Concurring - Justice Alito
No. The Court correctly concludes that the arbitrator's decision cannot be vacated under the highly deferential standard of review, especially because Oxford conceded that the arbitrator had the authority to decide the issue of class arbitrability. However, the arbitrator's interpretation of the contract was likely erroneous and improperly inferred an agreement to authorize class arbitration. A significant concern is whether absent class members, who never consented to have this arbitrator decide the question, will be bound by the resulting award. Because arbitration is a matter of consent, an arbitrator's erroneous interpretation of a contract should not bind parties who did not authorize the arbitrator to make that determination.
Analysis:
This decision powerfully reinforces the finality of arbitration awards and the extremely narrow scope of judicial review under the Federal Arbitration Act.
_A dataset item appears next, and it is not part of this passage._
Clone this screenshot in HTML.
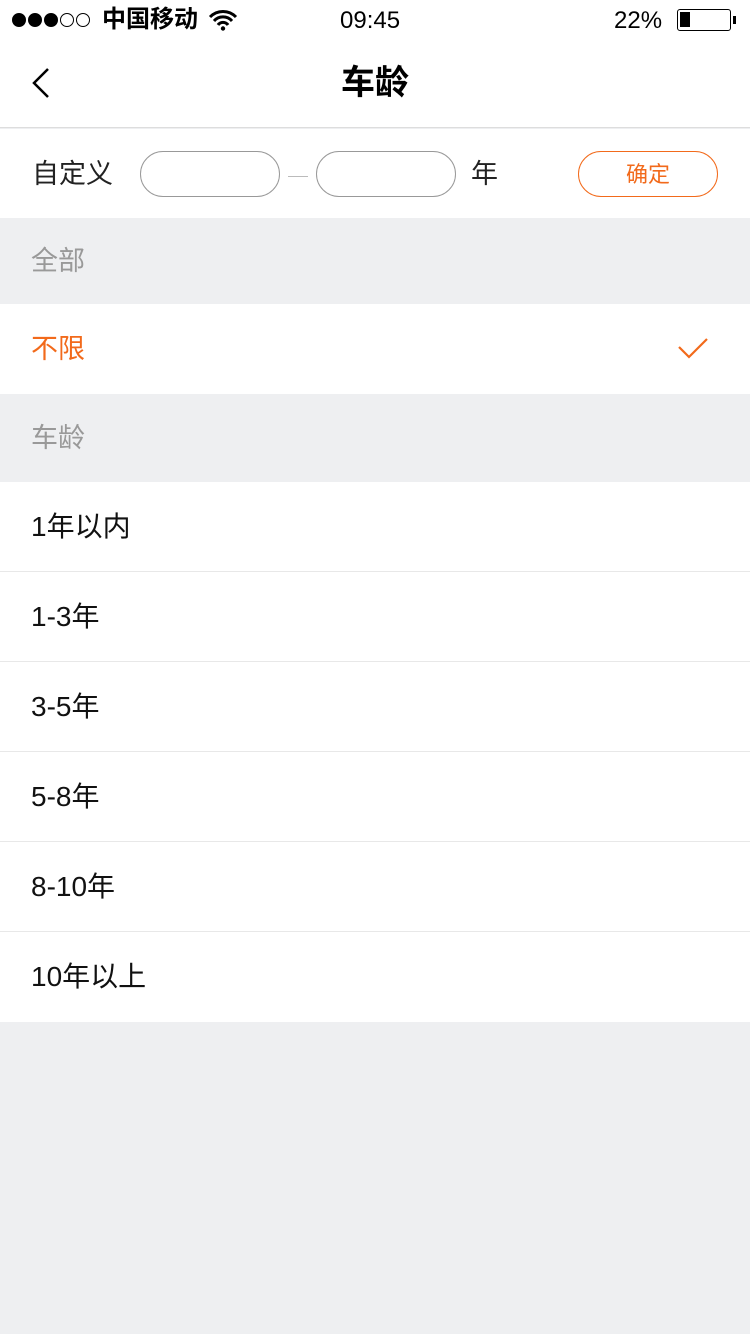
<!DOCTYPE html>
<html><head><meta charset="utf-8"><style>
*{margin:0;padding:0;box-sizing:border-box}
body{width:750px;height:1334px;background:#eeeff1;font-family:"Liberation Sans","Noto Sans CJK SC",sans-serif;position:relative;overflow:hidden}
.abs{position:absolute}
.row{position:absolute;left:0;width:750px;height:90px;background:#fff;font-size:28px;color:#111;line-height:90px;padding-left:31px}
.sep{border-bottom:1px solid #e8e8e8}
.sec{position:absolute;left:0;width:750px;font-size:27px;color:#999;padding-left:31px}
.d{display:inline-block;width:14px;height:14px;border-radius:50%;margin-right:2px;border:1.5px solid #000;vertical-align:middle}
</style></head><body>
<div class="abs" style="left:0;top:0;width:750px;height:128px;background:#fff;border-bottom:1px solid #ddd"></div>
<div class="abs" style="left:12px;top:5px;line-height:30px"><span class="d" style="background:#000"></span><span class="d" style="background:#000"></span><span class="d" style="background:#000"></span><span class="d"></span><span class="d"></span></div>
<div class="abs" style="left:102px;top:5px;font-size:24px;line-height:30px;color:#000;font-weight:600">中国移动</div>
<svg class="abs" style="left:208px;top:9px" width="30" height="22" viewBox="0 0 30 22"><path d="M2 8a18 18 0 0 1 26 0M6 12a12 12 0 0 1 18 0M10 16a6 6 0 0 1 10 0" stroke="#000" stroke-width="3" fill="none"/><circle cx="15" cy="19.5" r="2.2"/></svg>
<div class="abs" style="left:340px;top:6px;font-size:24px;line-height:30px">09:45</div>
<div class="abs" style="left:614px;top:6px;font-size:24px;line-height:30px">22%</div>
<div class="abs" style="left:677px;top:9px;width:54px;height:22px;border:1.5px solid #000;border-radius:3px"><div style="position:absolute;left:2px;top:2px;width:10px;height:15px;background:#000"></div></div>
<div class="abs" style="left:733px;top:16px;width:3px;height:8px;background:#000"></div>
<svg class="abs" style="left:28px;top:66px" width="24" height="34"><path d="M20 3L6 17l14 14" stroke="#000" stroke-width="2.5" fill="none"/></svg>
<div class="abs" style="left:0;top:60px;width:750px;text-align:center;font-size:34px;font-weight:bold;line-height:46px">车龄</div>
<div class="abs" style="left:0;top:129px;width:750px;height:89px;background:#fff"></div>
<div class="abs" style="left:32px;top:156px;font-size:27px;line-height:36px;color:#222">自定义</div>
<div class="abs" style="left:140px;top:151px;width:140px;height:46px;border:1px solid #999;border-radius:23px"></div>
<div class="abs" style="left:288px;top:176px;width:20px;height:1px;background:#bbb"></div>
<div class="abs" style="left:316px;top:151px;width:140px;height:46px;border:1px solid #999;border-radius:23px"></div>
<div class="abs" style="left:471px;top:156px;font-size:27px;line-height:36px;color:#222">年</div>
<div class="abs" style="left:578px;top:151px;width:140px;height:46px;border:1px solid #f26a1b;border-radius:23px;color:#f26a1b;font-size:22px;text-align:center;line-height:46px">确定</div>
<div class="sec" style="top:218px;height:86px;line-height:86px">全部</div>
<div class="row" style="top:304px;color:#f26a1b;font-size:27px">不限</div>
<svg class="abs" style="left:677px;top:336px" width="32" height="24"><path d="M2 11l10 10L30 3" stroke="#f26a1b" stroke-width="2.2" fill="none"/></svg>
<div class="sec" style="top:394px;height:88px;line-height:88px">车龄</div>
<div class="row sep" style="top:482px">1年以内</div>
<div class="row sep" style="top:572px">1-3年</div>
<div class="row sep" style="top:662px">3-5年</div>
<div class="row sep" style="top:752px">5-8年</div>
<div class="row sep" style="top:842px">8-10年</div>
<div class="row" style="top:932px">10年以上</div>
</body></html>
It clarifies that Stolt-Nielsen v. AnimalFeeds applies only when an arbitrator imposes a decision with no interpretive basis, not when an arbitrator simply misinterprets a contract. By holding that even a 'grave error' in contract construction is not grounds for vacatur, the Court makes it exceedingly difficult for parties to challenge an arbitrator's substantive decisions in court. This outcome strengthens the role of the arbitrator as the final decision-maker on matters of contract interpretation that are submitted to them, solidifying the principle that parties assume the risk of an arbitrator's mistakes when they choose arbitration.